#### The task
All lines from the beginning of the listing through the line with "import React from" are to be copied word for word; the pictures are not.

Raw data start

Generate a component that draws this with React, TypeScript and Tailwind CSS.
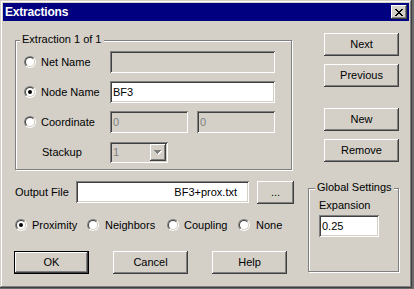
import React from "react";

const RAISED =
  "shadow-[inset_-1px_-1px_#404040,inset_1px_1px_#ffffff,inset_-2px_-2px_#808080,inset_2px_2px_#d4d0c8]";
const SUNKEN =
  "shadow-[inset_1px_1px_#808080,inset_-1px_-1px_#ffffff,inset_2px_2px_#404040,inset_-2px_-2px_#d4d0c8]";
const WINDOW =
  "shadow-[inset_-1px_-1px_#404040,inset_1px_1px_#d4d0c8,inset_-2px_-2px_#808080,inset_2px_2px_#ffffff]";
const ETCH = "shadow-[inset_1px_1px_#ffffff,1px_1px_#ffffff]";

function Radio({ checked = false }: { checked?: boolean }) {
  return (
    <div className="w-[12px] h-[12px] shrink-0 rounded-full border border-t-[#808080] border-l-[#808080] border-r-white border-b-white">
      <div className="w-full h-full rounded-full border border-t-[#404040] border-l-[#404040] border-r-[#d4d0c8] border-b-[#d4d0c8] bg-white flex items-center justify-center">
        {checked && <div className="w-[4px] h-[4px] rounded-full bg-black" />}
      </div>
    </div>
  );
}

function Btn({ label, w = "w-[75px]", def = false }: { label: string; w?: string; def?: boolean }) {
  return (
    <div
      className={`${w} h-[23px] flex items-center justify-center ${
        def ? "border border-black" : ""
      } ${RAISED}`}
    >
      <span>{label}</span>
    </div>
  );
}

function CloseX() {
  return (
    <svg width="8" height="7" viewBox="0 0 8 7" shapeRendering="crispEdges">
      <rect x="0" y="0" width="2" height="1" fill="#000" />
      <rect x="6" y="0" width="2" height="1" fill="#000" />
      <rect x="1" y="1" width="2" height="1" fill="#000" />
      <rect x="5" y="1" width="2" height="1" fill="#000" />
      <rect x="2" y="2" width="4" height="1" fill="#000" />
      <rect x="3" y="3" width="2" height="1" fill="#000" />
      <rect x="2" y="4" width="4" height="1" fill="#000" />
      <rect x="1" y="5" width="2" height="1" fill="#000" />
      <rect x="5" y="5" width="2" height="1" fill="#000" />
      <rect x="0" y="6" width="2" height="1" fill="#000" />
      <rect x="6" y="6" width="2" height="1" fill="#000" />
    </svg>
  );
}

function DownArrow() {
  return (
    <svg width="8" height="5" viewBox="0 0 8 5" shapeRendering="crispEdges">
      <rect x="1" y="1" width="7" height="1" fill="#fff" />
      <rect x="2" y="2" width="5" height="1" fill="#fff" />
      <rect x="3" y="3" width="3" height="1" fill="#fff" />
      <rect x="4" y="4" width="1" height="1" fill="#fff" />
      <rect x="0" y="0" width="7" height="1" fill="#808080" />
      <rect x="1" y="1" width="5" height="1" fill="#808080" />
      <rect x="2" y="2" width="3" height="1" fill="#808080" />
      <rect x="3" y="3" width="1" height="1" fill="#808080" />
    </svg>
  );
}

function RadioLabel({ label, checked = false }: { label: string; checked?: boolean }) {
  return (
    <div className="w-[86px] flex items-center gap-[5px]">
      <Radio checked={checked} />
      <span>{label}</span>
    </div>
  );
}

export default function App() {
  return (
    <div className="w-[414px] h-[289px] bg-[#6b6b6b] font-['Liberation_Sans',Arial,sans-serif] text-[11px] leading-[13px] text-black">
      <div className={`w-[412px] h-[288px] bg-[#d4d0c8] p-[3px] flex flex-col ${WINDOW}`}>
        {/* Title bar */}
        <div className="h-[18px] shrink-0 bg-[#000080] flex items-start justify-between">
          <span className="pl-[2px] pt-[2px] text-white font-bold text-[12px] leading-[14px] tracking-[-0.2px]">
            Extractions
          </span>
          <div className={`mt-[2px] mr-[2px] w-[16px] h-[14px] bg-[#d4d0c8] flex items-center justify-center ${RAISED}`}>
            <CloseX />
          </div>
        </div>

        <div className="flex flex-col pl-[12px]">
          {/* Top row */}
          <div className="flex mt-[12px]">
            <div className={`relative mt-[7px] w-[277px] h-[130px] border border-[#808080] ${ETCH}`}>
              <span className="absolute -top-[8px] left-[4px] px-[2px] bg-[#d4d0c8]">Extraction 1 of 1</span>
              <div className="flex flex-col pt-[10px] pl-[8px] gap-[8px]">
                <div className="flex items-center">
                  <RadioLabel label="Net Name" />
                  <div className={`w-[165px] h-[22px] bg-[#d4d0c8] ${SUNKEN}`} />
                </div>
                <div className="flex items-center">
                  <RadioLabel label="Node Name" checked />
                  <div className={`w-[165px] h-[22px] bg-white pl-[3px] flex items-center ${SUNKEN}`}>BF3</div>
                </div>
                <div className="flex items-center">
                  <RadioLabel label="Coordinate" />
                  <div className={`w-[78px] h-[22px] bg-[#d4d0c8] pl-[3px] flex items-center text-[#808080] ${SUNKEN}`}>0</div>
                  <div className={`ml-[9px] w-[78px] h-[22px] bg-[#d4d0c8] pl-[3px] flex items-center text-[#808080] ${SUNKEN}`}>0</div>
                </div>
                <div className="flex items-center mt-[1px]">
                  <div className="w-[86px] pl-[18px]">Stackup</div>
                  <div className={`w-[58px] h-[21px] bg-[#d4d0c8] pl-[3px] pr-[2px] flex items-center justify-between text-[#808080] ${SUNKEN}`}>
                    <span>1</span>
                    <div className={`w-[16px] h-[17px] bg-[#d4d0c8] flex items-center justify-center ${RAISED}`}>
                      <DownArrow />
                    </div>
                  </div>
                </div>
              </div>
            </div>

            <div className="ml-[32px] flex flex-col">
              <Btn label="Next" />
              <div className="mt-[8px]">
                <Btn label="Previous" />
              </div>
              <div className="mt-[21px]">
                <Btn label="New" />
              </div>
              <div className="mt-[8px]">
                <Btn label="Remove" />
              </div>
            </div>
          </div>

          {/* Bottom row */}
          <div className="flex">
            <div className="flex flex-col w-[279px]">
              <div className="mt-[11px] flex items-center h-[22px]">
                <span className="w-[61px]">Output File</span>
                <div className={`w-[173px] h-[22px] bg-white pr-[12px] flex items-center justify-end ${SUNKEN}`}>
                  BF3+prox.txt
                </div>
                <div className="ml-[8px]">
                  <Btn label="..." w="w-[37px]" />
                </div>
              </div>
              <div className="mt-[16px] flex h-[12px] items-center">
                <div className="w-[72px] flex items-center gap-[5px]">
                  <Radio checked />
                  <span>Proximity</span>
                </div>
                <div className="w-[80px] flex items-center gap-[6px]">
                  <Radio />
                  <span>Neighbors</span>
                </div>
                <div className="w-[71px] flex items-center gap-[5px]">
                  <Radio />
                  <span>Coupling</span>
                </div>
                <div className="flex items-center gap-[6px]">
                  <Radio />
                  <span>None</span>
                </div>
              </div>
              <div className="mt-[20px] -ml-[1px] flex gap-[24px]">
                <Btn label="OK" def />
                <Btn label="Cancel" />
                <Btn label="Help" />
              </div>
            </div>

            <div className={`relative ml-[14px] mt-[18px] w-[91px] h-[84px] border border-[#808080] ${ETCH}`}>
              <span className="absolute -top-[8px] left-[6px] px-[2px] bg-[#d4d0c8]">Global Settings</span>
              <div className="flex flex-col pl-[10px] pt-[10px]">
                <span>Expansion</span>
                <div className={`mt-[3px] w-[60px] h-[22px] bg-white pl-[3px] flex items-center ${SUNKEN}`}>0.25</div>
              </div>
            </div>
          </div>
        </div>
      </div>
    </div>
  );
}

Raw data end

#### Exercise result
Generate a component that draws this with React, TypeScript and Tailwind CSS.
import React from "react";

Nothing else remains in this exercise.